For more information see Ao Nang hotels
Most of the accommodation here is in the form of bungalows. However, these can range from quite luxurious to fairly basic. Generally speaking, the more expensive accommodation is located on Railay beach, while cheaper bungalows can be found by walking across to Nam Mao.
For more information see Railay hotels
There is plenty to see and do in the Ao Nang area if you are the active type. A popular place to visit is the Shell Fossil Beach at Ban Laem Pho, where you can see 75 million year old mollusc fossils, perhaps the only place in the world that these can be found. The caves close to Railay, at Hat Tham Phra Nang (Phra Nang Cave beach), are worth investigating and there are guided tours, as well as treks into the surrounding jungle.
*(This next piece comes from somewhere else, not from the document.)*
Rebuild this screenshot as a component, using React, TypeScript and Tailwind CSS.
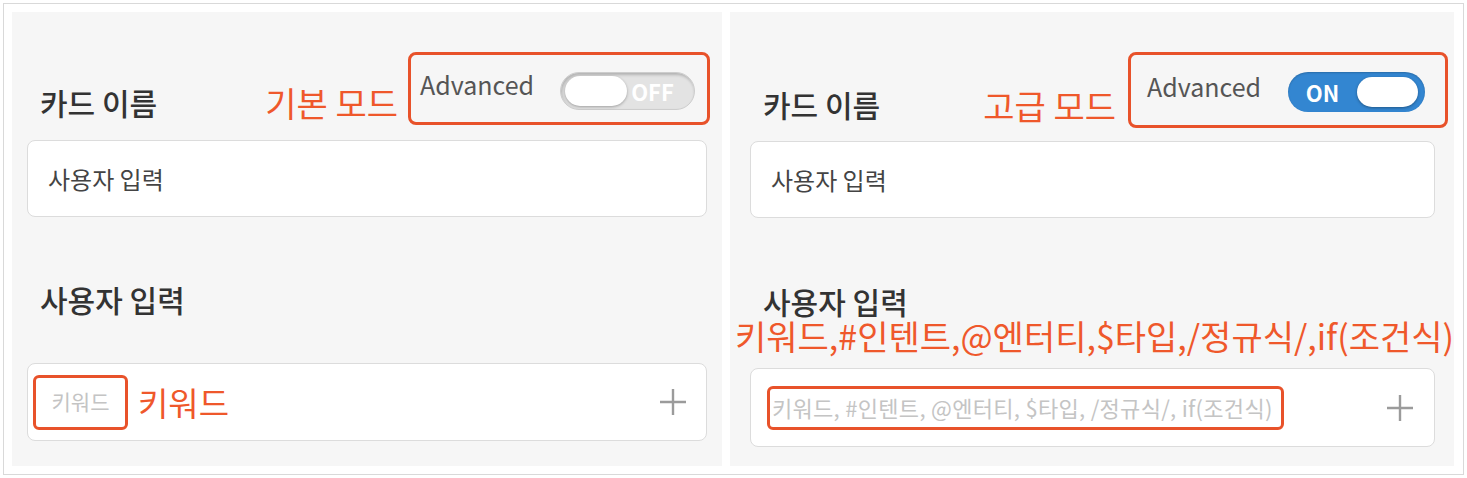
const kr = { fontFamily: '"Noto Sans CJK KR", "Noto Sans", sans-serif' };

function Toggle({ on }: { on: boolean }) {
  if (on) {
    return (
      <div className="flex items-center w-[137px] h-[40px] rounded-full bg-[#3386d1] mt-[4px] shadow-[inset_0_1px_2px_rgba(0,0,0,0.2)]">
        <span className="flex-1 text-center text-white text-[22px] font-bold leading-none">ON</span>
        <div className="w-[61px] h-[30px] rounded-full bg-white mr-[7px] shadow-[0_1px_3px_rgba(0,0,0,0.35)]" />
      </div>
    );
  }
  return (
    <div className="flex items-center w-[135px] h-[38px] rounded-full bg-[#e3e3e3] border border-[#cdcdcd] pl-[4px] mt-[5px] shadow-[inset_1px_2px_3px_rgba(0,0,0,0.22)]">
      <div className="w-[62px] h-[30px] rounded-full bg-white shadow-[0_1px_3px_rgba(0,0,0,0.3)]" />
      <span className="flex-1 text-center text-white text-[22px] font-bold leading-none pr-[16px]">OFF</span>
    </div>
  );
}

function PlusIcon() {
  return (
    <svg width="26" height="26" viewBox="0 0 26 26" className="shrink-0">
      <path d="M13 0v26M0 13h26" stroke="#9b9b9b" strokeWidth="2.4" />
    </svg>
  );
}

function Heading({ children, className }: { children: string; className: string }) {
  return (
    <div className={"text-[30px] leading-[38px] font-medium text-[#333] pl-[13px] " + className}>{children}</div>
  );
}

export default function App() {
  return (
    <div className="w-[1467px] h-[478px] bg-white p-[3px]" style={kr}>
      <div className="h-full flex gap-[8px] p-[8px] border border-[#d9d9d9]">
        {/* 기본 모드 */}
        <div className="w-[710px] bg-[#f6f6f6] px-[15px] pt-[40px] flex flex-col">
          <div className="flex justify-between items-start -mr-[3px]">
            <Heading className="mt-[31px]">카드 이름</Heading>
            <div className="flex items-start gap-[10px]">
              <span className="mt-[31px] text-[34px] leading-[40px] text-[#ef582b]">기본 모드</span>
              <div className="flex items-center justify-between w-[302px] h-[73px] border-[3px] border-[#e8522a] rounded-[8px] pl-[9px] pr-[12px]">
                <span className="text-[25px] leading-[36px] text-[#555] mb-[9px]">Advanced</span>
                <Toggle on={false} />
              </div>
            </div>
          </div>
          <div className="mt-[15px] h-[77px] rounded-[8px] border border-[#dcdcdc] bg-white flex items-center pl-[20px]">
            <span className="text-[24px] text-[#444]">사용자 입력</span>
          </div>
          <Heading className="mt-[63px]">사용자 입력</Heading>
          <div className="mt-[45px] h-[78px] rounded-[8px] border border-[#dcdcdc] bg-white flex items-center pl-[5px] pr-[20px]">
            <div className="w-[95px] h-[55px] border-[3px] border-[#e8522a] rounded-[6px] flex items-center justify-center">
              <span className="text-[21px] text-[#c4c4c4]">키워드</span>
            </div>
            <span className="ml-[10px] text-[33px] leading-[40px] text-[#ef582b]">키워드</span>
            <div className="flex-1" />
            <PlusIcon />
          </div>
        </div>

        {/* 고급 모드 */}
        <div className="w-[724px] bg-[#f6f6f6] pl-[20px] pr-[19px] pt-[40px] flex flex-col">
          <div className="flex justify-between items-start -mr-[13px]">
            <Heading className="mt-[33px]">카드 이름</Heading>
            <div className="flex items-start gap-[12px]">
              <span className="mt-[34px] text-[34px] leading-[40px] text-[#ef582b]">고급 모드</span>
              <div className="flex items-center justify-between w-[320px] h-[76px] border-[3px] border-[#e8522a] rounded-[8px] pl-[16px] pr-[20px]">
                <span className="text-[25px] leading-[36px] text-[#555] mb-[9px]">Advanced</span>
                <Toggle on={true} />
              </div>
            </div>
          </div>
          <div className="mt-[13px] h-[77px] rounded-[8px] border border-[#dcdcdc] bg-white flex items-center pl-[20px]">
            <span className="text-[24px] text-[#444]">사용자 입력</span>
          </div>
          <Heading className="mt-[64px]">사용자 입력</Heading>
          <div className="-ml-[15px] text-[34px] leading-[32px] text-[#ef582b] whitespace-nowrap">
            키워드,#인텐트,@엔터티,$타입,/정규식/,if(조건식)
          </div>
          <div className="mt-[16px] h-[79px] rounded-[8px] border border-[#dcdcdc] bg-white flex items-center pl-[16px] pr-[21px]">
            <div className="h-[44px] border-[3px] border-[#e8522a] rounded-[6px] flex items-center pl-[2px] pr-[8px]">
              <span className="text-[22px] tracking-[0.3px] text-[#c4c4c4] whitespace-nowrap">키워드, #인텐트, @엔터티, $타입, /정규식/, if(조건식)</span>
            </div>
            <div className="flex-1" />
            <PlusIcon />
          </div>
        </div>
      </div>
    </div>
  );
}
The headland between Phra Nang Cave beach and Nam Mao beach has good climbing for both beginners and more experienced climbers. Guides and climbing lessons are available. Equipment is easily rented if you don’t have your own.
Ao Nang faces Phang Nga Bay and the Andaman Sea so has access to large number of high quality dive sites. There are plenty of dive centres in Ao Nang and a few in Railay which arrange liveaboards to distant dive sites or day-trips to nearby islands and reefs. If you need to get certified there are plenty of dive centres offering three or four day courses.
For more information see scuba diving.
Snorkelling & Island Trips
There are dozens of beautiful islands nearby Ao Nang and Railay, such as Koh Poda and Koh Kai (Chicken Island). Long-tail boats can be chartered from Railay (West) beach and Ao Nang for half-day or full-day trips to these islands, while snorkelling gear can be hired from local dive shops.
A number of sea canoe companies operate out of Ao Nang for trips to the islands in Phang Nga Bay, as well as shorter excursions around the caves and mangroves around Railay.
Outside of the resorts and hotels, Ao Nang has some good restaurants and plenty of fresh seafood. The pricier restaurants are found along the main beach road, while there are plenty of more casual restaurants on the roads leading away from the beach at either end.
Railay is not great for food, both in terms of choice and taste. There are not many independent restaurants outside of the bungalow operations, so its mostly overpriced and mediocre. This is arguably the only thing that lets this place down.
Though the nightlife here is pretty quiet, Ao Nang does have a few bars. These are mostly concentrated at the northern end of the beach road. There are also a few places on the roads leading away from the beach.
Railay has a bit more of a chilled out scene and there are a few beach bars at the far end of Railay East beach (Hat Nam Mao). These can get quite lively, and during the high tourist season there are usually beach parties in the evenings
Travelling to Ao Nang & Railay
Krabi Town has an airport with daily flights from Bangkok. From there, it is about 45 minutes by car to Ao Nang.
To get to Railay from Ao Nang there are longtail boats that act as ferries which can be found at either end of Ao Nang beach. The trip takes about 15 minutes. There is no pier at Ao Nang or Railay so be prepared to get your feet wet.
Bangkok: There are daily buses from Bangkok’s Southern Bus Terminal to Krabi Town, as well as privately run minibus services which can be arranged at most travel agents in Bangkok.
Phuket: Buses for Krabi Town leave several times a day from Phuket’s Bus Terminal on Phang Nga Rd.
It is possible to get to Krabi from Phuket by way of Phi Phi Island. During the dry season, from November to May, there are two ferries per day, taking about 2 hours.
You can also get to Railay from Koh Lanta further south. The express boat leaves Ban Saladan on Koh Lanta Yai and arrives at Railay East beach.